Tres años antes, también el 30 de enero, los nazis habían declarado a la Bauhaus como parte de los “cuadros rojos.” El director de la escuela en ese momento, Hannes Meyer, sin duda era rojo. Nacido en Basilea, Suiza, el 18 de noviembre de 1889, estudió y trabajó en Alemania antes de regresar a Zurich, donde fue parte del grupo ABC Beiträge zum Bauen, junto con Hans Schmidt, Paul Artaria, Mart Stam y El Lissitzky. Se trataba de “una revista marxista dedicada a la idea del colectivismo,” según escribió Éva Forgács en Between the Town and the Gown: On Hannes Meyer’s Dismissal from the Bauhaus. Meyer llegó a la Bauhaus a finales de los años 20 y cuando Gropius dejó la dirección en 1928 él se hizo cargo. Ya para 1930, Forgács dice que Meyer peleaba una guerra en tres frentes: “al interior de la Bauhaus, donde los pintores, encabezados por Kandinsky y Albers, pensaban que era tiempo de deshacerse de los principios técnicos y las prácticas comerciales que Meyer había introducido a la fuerza; ante el ayuntamiento, donde el alcalde Fritz Hesse buscaba reelegirse —y no compartía la visión de Meyer—; y con la sociedad misma y los líderes de Dessau, quienes habían virado a la derecha política y odiaban a la Bauhaus a la que apodaban el acuario.” En agosto de 1930 Hesse destituyó a Meyer como director de la Bauhaus. Aunque hay quien dice que Meyer no pensaba que su posición política fuera más radical que la de algunos de sus colegas.

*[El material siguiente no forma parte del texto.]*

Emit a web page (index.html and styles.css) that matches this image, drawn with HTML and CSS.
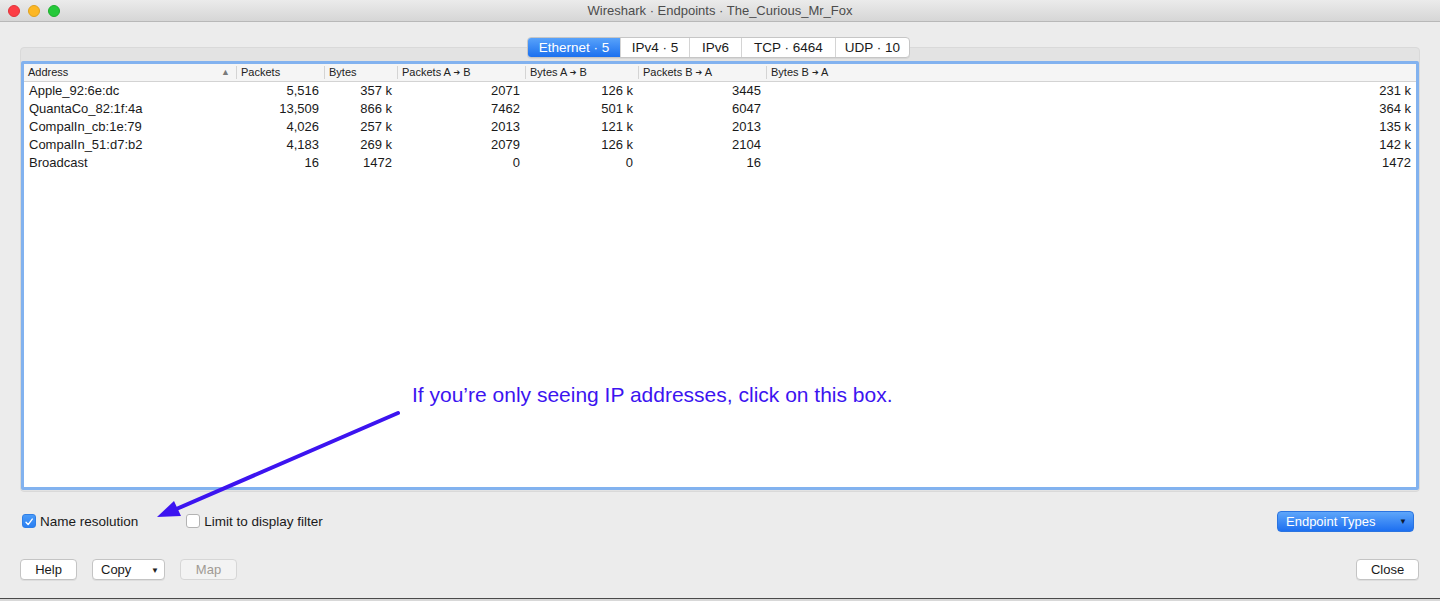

En 1926 publicó su manifiesto El nuevo mundo, en el que tras hablar de los automóviles, los aviones, el radio o el fonógrafo, del sicoanálisis y la relatividad, de la manera como la moda borraba las diferencias entre la ropa tradicional de cada nación y las mujeres llegaban a tener los mismos derechos que los hombres, de cómo nuestras casas eran más móviles que nunca y se minaba la idea de lugar de pertenencia o patria: nos hemos vuelto cosmopolitas, decía. Meyer agregaba:
Cada época demanda su propia forma. Nuestra misión es darle a nuestro nuevo mundo una nueva forma con los medios actuales. Pero nuestro conocimiento del pasado es una carga que nos pesa demasiado y, de manera inherente a nuestra educación avanzada, existen impedimentos que trágicamente cierran nuevos caminos.
La idea no era tal vez demasiado diferente a las de otros arquitectos de aquellos años, pero la manera de plantear posibles salidas tenía un componente particular: la idea de lo colectivo. No hay arte, sino composición cuyo propósito es la función, decía, y afirmaba que construir era un proceso técnico no estético. Como Le Corbusier, Meyer elogia la estandarización, pero la entiende como “un índice de nuestro sistema productivo comunitario.”

Tras dejar la Bauhaus, Meyer viajó a la Unión Soviética, “a trabajar con gente que está forjando una auténtica cultura revolucionaria,” dijo en una entrevista para Pravda, justo en 1930. Seis años después dejó Moscú hacia Ginebra y en 1939 emigró a México, donde vivió durante 10 años. En 1943 se publicó en inglés un texto de Meyer firmado el 15 de noviembre de 1942 en su casa de la ciudad de México —Villalongín 46, 8— y titulado El arquitecto soviético. El arquitecto, dice Meyer, “siempre ha estado ligado íntimamente con su entorno social. Es uno de los instrumentos humanos que le sirven al poder reinante para fortalecer su posición. La arquitectura, además de su utilidad directa, siempre ha servido para mantener al poder.” El arquitecto, afirma más adelante, es siempre necesariamente un colaborador. La arquitectura, sigue Meyer, no es un arte autónomo, “como ciertas prima donnas de la mesa de dibujo quisieran que creyéramos,” sino que depende de las condiciones específicas, sociales, económicas y políticas, de su tiempo.


Para Meyer, el arquitecto soviético es uno que trabaja para la colectividad, uno más entre los trabajadores, pero que entiende que la arquitectura no es una mera técnica —y ahí hay tal vez un cambio con el Meyer de los años 20. También cuando, contra aquella idea de ser cada vez más cosmopolitas, califica al arquitecto soviético como el intérprete de la cultura nacional, el folclor regional y las formas locales de construir, debiendo ser capaz de “desarrollarlas sin imitarlas.” Las masas, dice, “exigen de sus arquitectos un profundo respeto de su herencia histórica.” Adiós a la idea de que el conocimiento del pasado era una carga demasiado pesada, aunque al final de su texto Meyer vuelve a apuntar, ahora a la mitad de la Segunda Guerra, que vivimos el colapso de un mundo viejo y el surgimiento de uno nuevo, en el que los arquitectos tienen la posibilidad de servir a un poder que estará en manos de una comunidad naciente. La pregunta final de su texto seguramente ha quedado sin respuesta: ¿los arquitectos de los países democráticos, estaremos listos para pasar las pirámides a las sociedades del futuro? ¿Qué pirámides estamos construyendo hoy y para quién?